Keith Wilkes, a private attorney representing the Tulsa County Sheriff’s Office, issued the following statement Wednesday when asked to comment on the ruling:

“The decision by the ACLU and CAIR attorneys to hold a self-serving press conference last year in which they made substantive misstatements and gross exaggerations regarding the incident while failing to disclose pertinent facts, led to a national media story that wasn’t. Once the actual truth was exposed and applied to federal law, the Court dismissed Ms. Elqutt’s lawsuit at the earliest possible stage because she failed to establish there was any violation of her constitutional rights.

“The men and women of the Tulsa County Sheriff’s Department did their jobs. This was not a case of a person being targeted for her faith. It was a person required to go through a security checkpoint, like all others, who was permitted to walk through the metal detector with her hijab in-place. Unfortunately, she then set off two different metal detectors, four different times, because she had an unknown metal object under her hijab. Once female deputies were able to look under the hijab—outside the view of any men — Ms. Elqutt was cleared and allowed to proceed. There was no violation of her constitutional rights.

“Hundreds of people of all different walks of life, race, faith and ethnicity access the Tulsa County Courthouse each day, and this is the first time the Tulsa County Sheriff’s Office has been accused of violating anyone’s constitutional rights while going through security. In fact, court records reveal that Ms. Elqutt herself went through security 8 times in 5 months before this incident, and two times since, all without incident. The Court made the right decision by dismissing this lawsuit.”

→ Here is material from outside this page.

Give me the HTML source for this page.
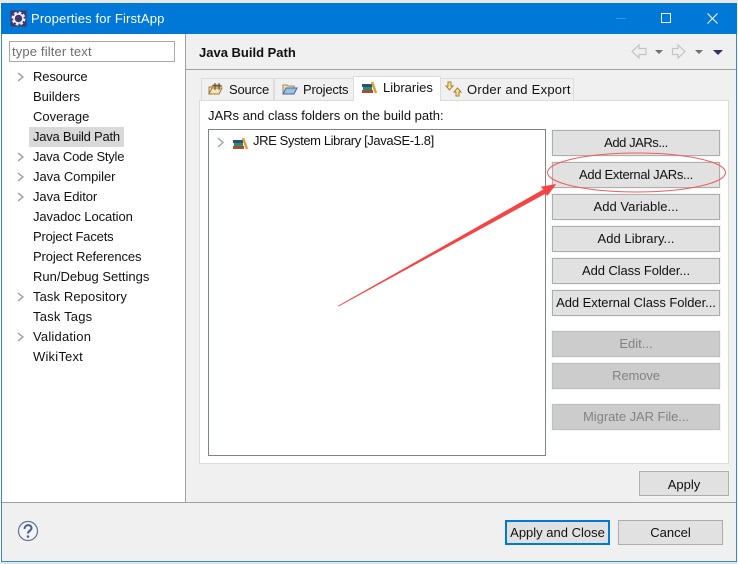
<!DOCTYPE html>
<html><head><meta charset="utf-8"><style>
*{box-sizing:border-box}
html,body{margin:0;padding:0}
body{width:738px;height:564px;position:relative;overflow:hidden;background:#fff;font:13px/18px "Liberation Sans",sans-serif;color:#111}
.a{position:absolute}
.t{position:absolute;white-space:nowrap;line-height:18px}
.b{position:absolute;left:552px;width:168px;height:26px;background:#e1e1e1;border:1px solid #adadad;text-align:center;line-height:24px;white-space:nowrap;box-shadow:0 0 0 1px #f4f4f4}
.d{background:#cccccc;border-color:#bfbfbf;color:#838383}
.tab{position:absolute;background:#f0f0f0;border:1px solid #dcdcdc;border-bottom:0}
svg{position:absolute;overflow:visible}
</style></head><body>
<div class="a" style="left:0;top:0;width:738px;height:3px;background:#e8e8e8"></div>
<div class="a" style="left:0;top:562px;width:738px;height:2px;background:#e4e4e4"></div>
<div class="a" style="left:1px;top:3px;width:736px;height:559px;background:#f0f0f0;border:1px solid #3d87c7"></div>
<div class="a" style="left:1px;top:3px;width:736px;height:31px;background:#0078d7"></div>
<svg style="left:10px;top:10px" width="17" height="17" viewBox="0 0 17 17"><rect width="16" height="16" x=".5" y=".5" fill="#3f3a6e"/><circle cx="8.500" cy="8.500" r="5.500" fill="none" stroke="#e8e8ee" stroke-width="3" stroke-dasharray="2.600 1.700"/><circle cx="8.500" cy="8.500" r="4.500" fill="none" stroke="#f0f0f4" stroke-width="1.600"/></svg>
<div class="t" style="left:31px;top:10px;color:#fff;letter-spacing:.15px">Properties for FirstApp</div>
<div class="a" style="left:616px;top:18px;width:10px;height:1px;background:#3f97df"></div>
<div class="a" style="left:661px;top:13px;width:10px;height:10px;border:1px solid #fff"></div>
<svg style="left:707px;top:13px" width="11" height="11"><path d="M.5.500 10.500 10.500M10.500.500.500 10.500" stroke="#fff" fill="none"/></svg>

<div class="a" style="left:2px;top:34px;width:184px;height:469px;background:#fff;border-right:1px solid #a0a0a0"></div>
<div class="a" style="left:2px;top:502px;width:734px;height:1px;background:#a0a0a0"></div>
<div class="a" style="left:186px;top:69px;width:550px;height:1px;background:#a0a0a0"></div>
<div class="a" style="left:9px;top:41px;width:166px;height:21px;background:#fff;border:1px solid #a9a9a9"></div>
<div class="t" style="left:12px;top:43px;color:#6d6d6d;letter-spacing:.15px">type filter text</div>
<div class="a" style="left:29px;top:127px;width:95px;height:20px;background:#d9d9d9"></div>

<div class="t" style="left:33px;top:68px;letter-spacing:-.15px">Resource</div>
<div class="t" style="left:33px;top:88px">Builders</div>
<div class="t" style="left:33px;top:108px">Coverage</div>
<div class="t" style="left:33px;top:128px;letter-spacing:-.23px">Java Build Path</div>
<div class="t" style="left:33px;top:148px;letter-spacing:-.23px">Java Code Style</div>
<div class="t" style="left:33px;top:168px;letter-spacing:-.05px">Java Compiler</div>
<div class="t" style="left:33px;top:188px;letter-spacing:-.08px">Java Editor</div>
<div class="t" style="left:33px;top:208px;letter-spacing:-.09px">Javadoc Location</div>
<div class="t" style="left:33px;top:228px;letter-spacing:-.19px">Project Facets</div>
<div class="t" style="left:33px;top:248px;letter-spacing:-.12px">Project References</div>
<div class="t" style="left:33px;top:268px">Run/Debug Settings</div>
<div class="t" style="left:33px;top:288px;letter-spacing:.1px">Task Repository</div>
<div class="t" style="left:33px;top:308px;letter-spacing:.2px">Task Tags</div>
<div class="t" style="left:33px;top:328px;letter-spacing:.2px">Validation</div>
<div class="t" style="left:33px;top:348px;letter-spacing:.2px">WikiText</div>
<svg style="left:0;top:0" width="40" height="360"><g fill="none" stroke="#a6a6a6" stroke-width="1.500"><path d="M18 73l5 4-5 4M18 153l5 4-5 4M18 173l5 4-5 4M18 193l5 4-5 4M18 293l5 4-5 4M18 333l5 4-5 4"/></g></svg>

<div class="t" style="left:199px;top:44px;font-weight:bold">Java Build Path</div>
<svg style="left:620px;top:36px" width="110" height="30"><g fill="#f0f0f0" stroke="#c4c4c4" stroke-width="1.200"><path d="M12 15.500l7-6.500v3.500h7v6h-7v3.500z"/><path d="M65 15.500l-7-6.500v3.500h-5.500v6h5.500v3.500z"/></g><path d="M35 14h8l-4 4zM75 14h8l-4 4z" fill="#6f6f6f"/><path d="M93 14h10l-5 5z" fill="#3c2a6e"/></svg>

<div class="a" style="left:199px;top:100px;width:530px;height:364px;background:#fff;border:1px solid #dcdcdc"></div>
<div class="tab" style="left:201px;top:78px;width:73px;height:22px"></div>
<div class="tab" style="left:274px;top:78px;width:80px;height:22px"></div>
<div class="tab" style="left:440px;top:78px;width:134px;height:22px"></div>
<div class="tab" style="left:353px;top:76px;width:88px;height:25px;background:#fff"></div>
<svg style="left:208px;top:82px" width="16" height="14"><path d="M1 12V5h3l1-2h7v2" fill="#f5deb0" stroke="#9b7a3d"/><path d="M1 12l3-6h10l-3 6z" fill="#f7e4b8" stroke="#9b7a3d"/><path d="M7 1v7M11 1v7M5 4h9" stroke="#5d4a22" fill="none"/></svg>
<svg style="left:282px;top:82px" width="16" height="14"><path d="M1 12V3h4l1 1h6v2" fill="#f3e2b8" stroke="#9b8a5a"/><path d="M1 12l3-6h11l-3 6z" fill="#9dc0e6" stroke="#44689a"/></svg>
<div class="t" style="left:229px;top:81px;letter-spacing:-.2px">Source</div>
<div class="t" style="left:303px;top:81px;letter-spacing:-.2px">Projects</div>
<div class="t" style="left:383px;top:79px">Libraries</div>
<div class="t" style="left:467px;top:81px;letter-spacing:.25px">Order and Export</div>
<svg style="left:361px;top:81px" width="16" height="14"><rect x="1" y="9" width="11" height="3" fill="#a0522d"/><rect x="2" y="6" width="9" height="3" fill="#2e8b72"/><rect x="1" y="3" width="10" height="3" fill="#2c4f7c"/><path d="M11 1l4 11" stroke="#e0a030" stroke-width="2.500"/></svg>
<svg style="left:445px;top:81px" width="18" height="17"><path d="M3 1h3v4h2L4.500 9 1 5h2z" fill="#fbe6a8" stroke="#a57f2a"/><path d="M11 15v-4H9l3.500-4L16 11h-2v4z" fill="#fbe6a8" stroke="#a57f2a"/></svg>

<div class="t" style="left:208px;top:107px">JARs and class folders on the build path:</div>
<div class="a" style="left:208px;top:129px;width:338px;height:327px;background:#fff;border:1px solid #82828c"></div>
<svg style="left:217px;top:137px" width="34" height="14"><path d="M1 1l5 4.500-5 4.500" fill="none" stroke="#a6a6a6" stroke-width="1.500"/><rect x="16" y="9" width="11" height="3" fill="#a0522d"/><rect x="17" y="6" width="9" height="3" fill="#2e8b72"/><rect x="16" y="3" width="10" height="3" fill="#2c4f7c"/><path d="M26 1l4 11" stroke="#e0a030" stroke-width="2.500"/></svg>
<div class="t" style="left:253px;top:132px;letter-spacing:-.39px">JRE System Library [JavaSE-1.8]</div>

<div class="b" style="top:130px;letter-spacing:-.45px">Add JARs...</div>
<div class="b" style="top:162px;letter-spacing:-.3px">Add External JARs...</div>
<div class="b" style="top:194px;letter-spacing:.05px">Add Variable...</div>
<div class="b" style="top:226px;letter-spacing:.05px">Add Library...</div>
<div class="b" style="top:258px;letter-spacing:-.1px">Add Class Folder...</div>
<div class="b" style="top:290px;letter-spacing:-.05px">Add External Class Folder...</div>
<div class="b d" style="top:331px">Edit...</div>
<div class="b d" style="top:363px;letter-spacing:-.1px">Remove</div>
<div class="b d" style="top:404px;letter-spacing:-.05px">Migrate JAR File...</div>

<div class="b" style="left:639px;top:471px;width:90px;height:25px;line-height:25px">Apply</div>
<div class="b" style="left:505px;top:520px;width:105px;height:25px;border:2px solid #0078d7;line-height:22px;box-shadow:none">Apply and Close</div>
<div class="b" style="left:618px;top:520px;width:105px;height:25px;line-height:23px;box-shadow:none">Cancel</div>

<svg style="left:18px;top:521px" width="20" height="20"><circle cx="10" cy="10" r="9.500" fill="#f4f4f6" stroke="#5f7393" stroke-width="1.200"/><path d="M6.500 8c0-5 7-5 7-1 0 3-3.500 2.500-3.500 5.500" fill="none" stroke="#4a5f86" stroke-width="2"/><circle cx="10" cy="15.500" r="1.300" fill="#4a5f86"/></svg>

<svg style="left:0;top:0" width="738" height="564"><ellipse cx="636.500" cy="172.500" rx="89" ry="19.500" fill="none" stroke="#f25a5a" stroke-width="1"/><path d="M338.500 306 545 193.500 547.500 195 555.500 184.500 541.500 187 544 189.500z" fill="#f64444" stroke="#f64444" stroke-width=".8" stroke-linejoin="round"/></svg>
</body></html>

Elqutt filed the civil rights lawsuit after she was stopped by deputies after she set off a metal detector when she tried to enter the Tulsa County Courthouse April 10 while wearing a hijab.

The lawsuit, brought May 15 in Tulsa federal court on Elqutt’s behalf by the American Civil Liberties Union of Oklahoma Foundation and the Oklahoma chapter of the Council on American-Islamic Relations, sought injunctive relief and damages for claims of violation of the First Amendment and the Oklahoma Religious Freedom Act.

An attorney for CAIR said they were disappointed with the ruling.

“We are exploring all of our options, including an appeal,” said Veronica Laizure.

Elqutt claimed in her lawsuit that deputies and the Tulsa County Sheriff’s Office violated her First Amendment rights by requiring her to remove her hijab in public for search purposes before she could enter the Tulsa County Courthouse.

After explaining to deputies that it was against her religious beliefs to remove her hijab in front of men, Elqutt alleged deputies still refused to permit a female deputy to examine her hijab in a private space.

Regalado said at the time that the county did not have a room set aside at the courthouse for private security screenings.

Elqutt and her attorney eventually left the courthouse, where they were later met in a parking lot by female deputies. Elqutt agreed to let the female deputies remove Elqutt’s hijab while she crouched between two parked cars.

A small hair clip under the hijab set off the metal detectors, officials said at the time.

Elqutt claims in her lawsuit that men could have walked past while her hijab was removed.

Eagan noted that deputies had a legitimate concern that Elqutt could have been carrying a weapon when she repeatedly set off a metal detector.

A male deputy attempted to accommodate Elqutt by using a metal detector wand in an attempt to allow her to wear her hijab while entering the courthouse, Eagan wrote in her opinion and order.

“Even if the plaintiff is correct that she had a right to a religious accommodation, the facts alleged in her complaint show that defendants did attempt to accommodate the plaintiff’s religious beliefs,” Eagan wrote….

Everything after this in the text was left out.